I Called Him Necktie (Paperback)

Staff Reviews
Here is a small story about two small, broken men. One, Hiro, is a hikikomori (or shut-in) resistant to society and the pressures of adulthood. The other, Necktie, is an older businessman, down on his luck and ashamed after being fired for falling asleep on the job. Their rapport begins in a park, where Hiro is attempting to acclimate himself to the outside world and Necktie hovers teary-eyed over his bento box lunch. Where it ends exactly is harder to say. A sensitive and emotional novel certain to appeal to fans of Haruki Murakami, Catcher in the Rye, and beyond.(Chad)
— From ChadPrimeDescription
"The best of the best from this year's bountiful harvest of uncommonly strong offerings ... Deeply original." --O, The Oprah Magazine
"Milena Michiko Flasar's beautiful novel ... is a story about freedom and responsibility, and it results in an almost Sartrean meditation."--Times Literary Supplement
"Flasar's exquisite, finely wrought novel is both a prose poem and a parable about how we deflect, defer and disconnect from life, and what is needed before we can bravely embrace it again."

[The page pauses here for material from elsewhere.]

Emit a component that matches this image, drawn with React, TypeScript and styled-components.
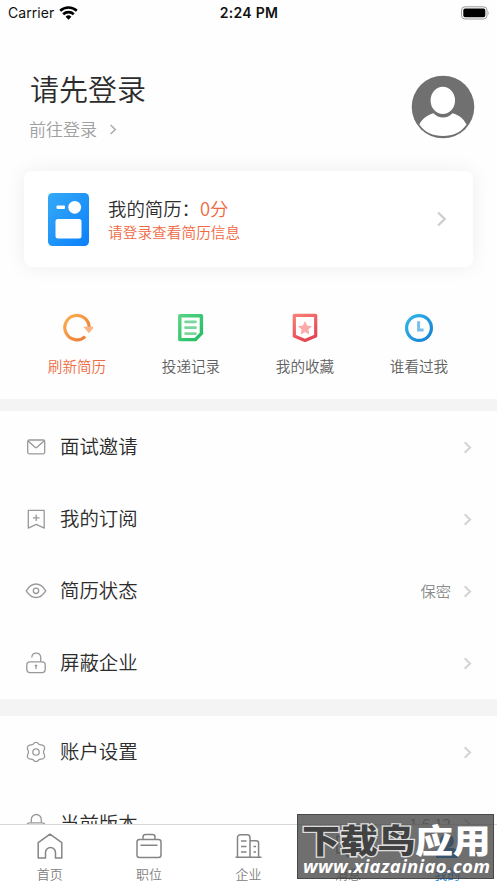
import React from 'react';
import styled, { createGlobalStyle } from 'styled-components';

const Global = createGlobalStyle`
  * { box-sizing: border-box; }
  body { margin: 0; background: #fff; }
`;

const Screen = styled.div`
  position: relative;
  display: flex;
  flex-direction: column;
  width: 497px;
  height: 883px;
  overflow: hidden;
  background: #fefefe;
  color: #2c2c2c;
  font-family: "Noto Sans CJK SC", sans-serif;
  font-weight: 350;
`;

const StatusBar = styled.header`
  display: grid;
  grid-template-columns: 1fr auto 1fr;
  align-items: center;
  flex: none;
  height: 26px;
  padding: 0 7px 0 8px;
  font: 14px/26px Inter, sans-serif;
  color: #111;
`;

const Carrier = styled.div`
  display: flex;
  align-items: center;
  gap: 5px;
  letter-spacing: 0.05px;
`;

const Clock = styled.strong`
  font-weight: 600;
  letter-spacing: 0.3px;
`;

const Battery = styled.svg`
  justify-self: end;
  margin-top: -1px;
`;

const Content = styled.main`
  flex: 1;
  min-height: 0;
  overflow: hidden;
`;

const Profile = styled.section`
  display: flex;
  justify-content: space-between;
  height: 145px;
  padding: 44px 22px 0 29px;
`;

const Heading = styled.h1`
  margin: 0 0 0 1px;
  font-size: 29px;
  line-height: 36px;
  font-weight: 350;
`;

const LoginLink = styled.div`
  display: flex;
  align-items: center;
  gap: 12px;
  margin-top: 10px;
  font-size: 17px;
  line-height: 26px;
  color: #a0a0a0;
`;

const Avatar = styled.svg`
  margin-top: 5px;
`;

const ResumeCard = styled.section`
  display: flex;
  align-items: center;
  height: 96px;
  margin: 0 24px;
  padding: 0 26px 0 24px;
  border-radius: 8px;
  background: #fff;
  box-shadow: 0 0 20px rgba(0, 0, 0, 0.07);
`;

const ResumeText = styled.div`
  flex: 1;
  margin-left: 19px;
`;

const ResumeTitle = styled.div`
  display: flex;
  font-size: 18.4px;
  line-height: 26px;
`;

const Score = styled.span`
  color: #ef6a43;
`;

const ResumeHint = styled.div`
  font-size: 14.7px;
  line-height: 22px;
  color: #ef6a43;
`;

const Actions = styled.nav`
  display: grid;
  grid-template-columns: repeat(4, 114px);
  height: 132px;
  padding: 46px 0 0 20px;
`;

const Action = styled.div<{ $color?: string }>`
  display: flex;
  flex-direction: column;
  align-items: center;
  gap: 12px;
  font-size: 14.6px;
  line-height: 22px;
  color: ${(p) => p.$color ?? '#606060'};
`;

const Divider = styled.div<{ $height: number }>`
  height: ${(p) => p.$height}px;
  background: #f4f4f4;
`;

const Row = styled.div`
  display: flex;
  align-items: center;
  height: 72px;
  padding: 0 25px 0 25px;
`;

const RowLabel = styled.span`
  flex: 1;
  margin-left: 13px;
  padding-bottom: 2px;
  font-size: 19.4px;
  line-height: 28px;
`;

const RowValue = styled.span`
  margin-right: 12px;
  padding-bottom: 3px;
  font-size: 15.3px;
  color: #8c8c8c;
`;

const TabBar = styled.footer`
  display: grid;
  grid-template-columns: repeat(5, 1fr);
  flex: none;
  height: 59px;
  border-top: 1px solid #d8d8d8;
  background: #fff;
`;

const Tab = styled.div<{ $active?: boolean }>`
  display: flex;
  flex-direction: column;
  align-items: center;
  padding-top: 7px;
  gap: 4px;
  font-size: 13px;
  line-height: 20px;
  color: ${(p) => (p.$active ? '#1384e8' : '#808080')};
`;

const Watermark = styled.aside`
  position: absolute;
  left: 297px;
  top: 814px;
  width: 197px;
  height: 65px;
  border: 1px solid #484848;
  background: rgba(68, 68, 68, 0.77);
  overflow: hidden;
  white-space: nowrap;
`;

const SiteName = styled.div`
  display: flex;
  margin: 3px 0 0 4px;
  font-size: 38px;
  line-height: 42px;
  font-weight: 900;
  color: #fff;
  letter-spacing: -0.3px;
  transform: scaleY(0.86);
`;

const Outlined = styled.span`
  color: #424242;
  -webkit-text-stroke: 3px #ddd;
  paint-order: stroke fill;
`;

const SiteUrl = styled.div`
  margin: -5px 0 0 5px;
  font: italic 700 18.5px/22px "Open Sans", sans-serif;
  color: #fff;
  letter-spacing: 0.38px;
`;

const Chevron = ({ w = 9, h = 13, color = '#d2d2d2', stroke = 2.1 }) => (
  <svg width={w} height={h} viewBox="0 0 9 14" fill="none" stroke={color} strokeWidth={stroke}>
    <path d="M1.5 1.3 7.3 7l-5.8 5.7" />
  </svg>
);

const LineIcon = ({ children }: { children: React.ReactNode }) => (
  <svg width="22" height="22" viewBox="0 0 22 22" fill="none" stroke="#999" strokeWidth="1.3" strokeLinejoin="round">
    {children}
  </svg>
);

const TabIcon = ({ children }: { children: React.ReactNode }) => (
  <svg width="28" height="28" viewBox="0 0 28 28" fill="none" stroke="#858585" strokeWidth="1.5" strokeLinejoin="round">
    {children}
  </svg>
);

const WifiIcon = () => (
  <svg width="19" height="14" viewBox="0 0 19 14" fill="none" stroke="#000" strokeWidth="2.6">
    <path d="M1.2 4.8a12 12 0 0 1 16.6 0M4.2 8.2a7.7 7.7 0 0 1 10.6 0" />
    <path d="M6.6 10.7a4.2 4.2 0 0 1 5.8 0L9.5 13.7Z" fill="#000" stroke="none" />
  </svg>
);

const ResumeIcon = () => (
  <svg width="41" height="53" viewBox="0 0 41 53">
    <defs>
      <linearGradient id="resume" x1="0" y1="0" x2="1" y2="1">
        <stop stopColor="#35aaf6" />
        <stop offset="1" stopColor="#0b80fb" />
      </linearGradient>
    </defs>
    <rect width="41" height="53" rx="4.5" fill="url(#resume)" />
    <rect x="8.5" y="12.6" width="8.5" height="3.4" rx="1" fill="#fff" />
    <circle cx="26.7" cy="14.3" r="6.4" fill="#fff" />
    <rect x="7.5" y="26" width="26" height="19.5" rx="2.5" fill="#fff" />
  </svg>
);

const RefreshIcon = () => (
  <svg width="32" height="30" viewBox="0 0 32 30" fill="none">
    <defs>
      <linearGradient id="refresh" x1="0" y1="0" x2="1" y2="1">
        <stop stopColor="#f9b04f" />
        <stop offset="1" stopColor="#ee7838" />
      </linearGradient>
    </defs>
    <path d="M24.2 23.6A12.2 12.2 0 1 1 28.2 14.6" stroke="url(#refresh)" strokeWidth="3.2" />
    <path d="M22.3 13.8h11L28 20.2Z" fill="#fbb483" />
  </svg>
);

const RecordsIcon = () => (
  <svg width="30" height="30" viewBox="0 0 30 30" fill="none">
    <defs>
      <linearGradient id="records" x1="0" y1="0" x2="1" y2="1">
        <stop stopColor="#55d483" />
        <stop offset="1" stopColor="#20bd63" />
      </linearGradient>
    </defs>
    <path d="M3.8 2.8h21.6v17.6l-6 6.2H3.8Z" stroke="url(#records)" strokeWidth="3.4" strokeLinejoin="round" />
    <path d="M9.500 8.8h10M9.500 14.7h10M9.500 20.6h10" stroke="#79d79c" strokeWidth="2.7" strokeLinecap="round" />
  </svg>
);

const FavouriteIcon = () => (
  <svg width="30" height="30" viewBox="0 0 30 30" fill="none">
    <defs>
      <linearGradient id="favourite" x1="0" y1="0" x2="0.5" y2="1">
        <stop stopColor="#f77d76" />
        <stop offset="1" stopColor="#e54654" />
      </linearGradient>
    </defs>
    <path d="M4.3 2.4h21.4v20.6L15 27.5 4.3 23Z" stroke="url(#favourite)" strokeWidth="3.2" strokeLinejoin="round" />
    <path d="m15 8 2.1 4.6 4.9.6-3.6 3.4.9 4.9-4.3-2.4-4.3 2.4.9-4.9L8 13.2l4.9-.6Z" fill="#fbaaac" />
  </svg>
);

const ViewedIcon = () => (
  <svg width="30" height="30" viewBox="0 0 30 30" fill="none">
    <defs>
      <linearGradient id="viewed" x1="0" y1="0" x2="1" y2="1">
        <stop stopColor="#31b6e9" />
        <stop offset="1" stopColor="#137fd5" />
      </linearGradient>
    </defs>
    <circle cx="15" cy="15" r="12.4" stroke="url(#viewed)" strokeWidth="3.2" />
    <path d="M14.6 8.2v8.9h5" stroke="#79bfe9" strokeWidth="3" />
  </svg>
);

const LockBody = () => <rect x="1.8" y="9.8" width="18.4" height="10.8" rx="3" />;

const menu = [
  {
    label: '面试邀请',
    icon: (
      <>
        <rect x="2.7" y="4" width="17" height="13.8" rx="1.5" />
        <path d="m3.2 5 6.8 6.2a1.5 1.5 0 0 0 2 0l7-6.2" />
      </>
    ),
  },
  { label: '我的订阅', icon: <path d="M3.3 2.4h15.9v17.7L11.2 16.4 3.3 20.1ZM11.2 6.5v6.6M7.9 9.8h6.6" /> },
  {
    label: '简历状态',
    value: '保密',
    icon: (
      <>
        <path d="M1.2 10.800Q5.5 4 11 4T20.8 10.800Q16.5 17.5 11 17.5T1.2 10.800Z" />
        <circle cx="11" cy="10.8" r="2.7" />
      </>
    ),
  },
  {
    label: '屏蔽企业',
    icon: (
      <>
        <LockBody />
        <path d="M6.8 5.6V5a4.5 4.5 0 0 1 8.9 0V9.8M11 12.5v4.6M9.7 13.7h2.6" />
      </>
    ),
  },
];

const App = () => (
  <Screen>
    <Global />
    <StatusBar>
      <Carrier>
        Carrier
        <WifiIcon />
      </Carrier>
      <Clock>2:24 PM</Clock>
      <Battery width="30" height="14" viewBox="0 0 30 14">
        <rect x="1.5" y="0.8" width="25.5" height="12.2" rx="3.5" fill="none" stroke="#999" />
        <rect x="3.3" y="2.6" width="22" height="8.7" rx="1.8" />
        <path d="M28.3 5v4.4q1.3-2.2 0-4.4" fill="#888" />
      </Battery>
    </StatusBar>

    <Content>
      <Profile>
        <div>
          <Heading>请先登录</Heading>
          <LoginLink>
            前往登录
            <Chevron w={8} h={11} color="#b0b0b0" />
          </LoginLink>
        </div>
        <Avatar width="64" height="64" viewBox="0 0 64 64">
          <circle cx="32" cy="32" r="31.3" fill="#707070" />
          <path d="M8.3 49.5C11 44 16 40 22.5 38.2c5 5.6 14 5.6 19 0C48 40 52.5 43.5 55.5 49.5 50 57.5 42 61 32 61S14 57.5 8.3 49.5Z" fill="#fff" />
          <ellipse cx="31.8" cy="25.4" rx="12.2" ry="13.7" fill="#fff" />
        </Avatar>
      </Profile>

      <ResumeCard>
        <ResumeIcon />
        <ResumeText>
          <ResumeTitle>
            我的简历：<Score>0分</Score>
          </ResumeTitle>
          <ResumeHint>请登录查看简历信息</ResumeHint>
        </ResumeText>
        <Chevron w={11} h={16} color="#cecece" />
      </ResumeCard>

      <Actions>
        <Action $color="#ef6a43"><RefreshIcon />刷新简历</Action>
        <Action><RecordsIcon />投递记录</Action>
        <Action><FavouriteIcon />我的收藏</Action>
        <Action><ViewedIcon />谁看过我</Action>
      </Actions>

      <Divider $height={12} />
      {menu.map(({ label, value, icon }) => (
        <Row key={label}>
          <LineIcon>{icon}</LineIcon>
          <RowLabel>{label}</RowLabel>
          {value && <RowValue>{value}</RowValue>}
          <Chevron />
        </Row>
      ))}

      <Divider $height={17} />
      <Row>
        <LineIcon>
          <path d="M8.2 3.2C9.7.8 12.300.8 13.800 3.200 16 4.500 17.500 2.800 19.300 5.500 20.800 8.200 18.300 8.600 18.500 11 18.300 13.400 20.800 13.800 19.300 16.500 17.500 19.200 16 17.500 13.800 18.800 12.300 21.200 9.700 21.200 8.200 18.800 6 17.500 4.500 19.200 2.700 16.500 1.200 13.800 3.700 13.400 3.500 11 3.700 8.600 1.200 8.200 2.700 5.500 4.500 2.800 6 4.500 8.200 3.200Z" />
          <circle cx="11" cy="11" r="3.200" />
        </LineIcon>
        <RowLabel>账户设置</RowLabel>
        <Chevron />
      </Row>
      <Row>
        <LineIcon>
          <LockBody />
          <path d="M6.3 9.8V6.500a5 5 0 0 1 10 0v3.3" />
        </LineIcon>
        <RowLabel>当前版本</RowLabel>
        <RowValue>1.6.12</RowValue>
        <Chevron />
      </Row>
    </Content>

    <TabBar>
      <Tab>
        <TabIcon><path d="M2.2 26V10.6L14 2.2l11.8 8.4V26h-6.3v-5.5a5 5 0 0 0-10 0V26Z" /></TabIcon>
        首页
      </Tab>
      <Tab>
        <TabIcon>
          <rect x="2" y="7.5" width="24" height="18" rx="2.5" />
          <path d="M8 7.5V5a2.5 2.5 0 0 1 2.5-2.5h7A2.5 2.5 0 0 1 20 5v2.5M5.500 13.3h17" />
        </TabIcon>
        职位
      </Tab>
      <Tab>
        <TabIcon>
          <path d="M1.5 25.3h26M3.5 25V5.5A2.8 2.8 0 0 1 6.3 2.7h6.9A2.8 2.8 0 0 1 16 5.5V25M16 8.8h6.2a2.4 2.4 0 0 1 2.4 2.4V25M7 9h5.5M7 14.5h5.5M7 20h5.5M19.5 14.5h2.5M19.5 20h2.5" />
        </TabIcon>
        企业
      </Tab>
      <Tab>
        <TabIcon><path d="M3 4h22v17h-8l-3 4-3-4H3ZM8 10h12M8 15h8" /></TabIcon>
        消息
      </Tab>
      <Tab $active>
        <svg width="28" height="28" viewBox="0 0 28 28" fill="#1384e8">
          <circle cx="14" cy="9" r="7" />
          <path d="M3 26v-4q0-6 6-6h10q6 0 6 6v4Z" />
        </svg>
        我的
      </Tab>
    </TabBar>

    <Watermark>
      <SiteName><Outlined>下载鸟</Outlined>应用</SiteName>
      <SiteUrl>www.xiazainiao.com</SiteUrl>
    </Watermark>
  </Screen>
);

export default App;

-- Monique Truong, author of The Book of Salt and Bitter in the Mouth
Twenty-year-old Taguchi Hiro has spent the last two years of his life living as a hikikomori--a shut-in who never leaves his room and has no human interaction--in his parents' home in Tokyo. As Hiro tentatively decides to reenter the world, he spends his days observing life around him from a park bench. Gradually he makes friends with Ohara Tetsu, a middle-aged salaryman who has lost his job but can't bring himself to tell his wife, and shows up every day in a suit and tie to pass the time on a nearby bench. As Hiro and Tetsu cautiously open up to each other, they discover in their sadness a common bond. Regrets and disappointments, as well as hopes and dreams, come to the surface until both find the strength to somehow give a new start to their lives. This beautiful novel is moving, unforgettable, and full of surprises. The reader turns the last page feeling that a small triumph has occurred.
Milena Michiko Flasar was born in 1980, the daughter of a Japanese mother and an Austrian father. She lives in Vienna. I Called Him Necktie won the 2012 Austrian Alpha Literature Prize.
About the Author
Milena Michiko Flasar was born in 1980, the daughter of a Japanese mother and an Austrian father. She lives in Vienna and has written three novels, including I Called Him Necktie, which won the 2012 Austrian Alpha Literature Prize. Sheila Dickie studied German and Drama at Bristol University and has taught German. She has translated a novel by Claude Michelet from French, and lives in Henley-on-Thames, England.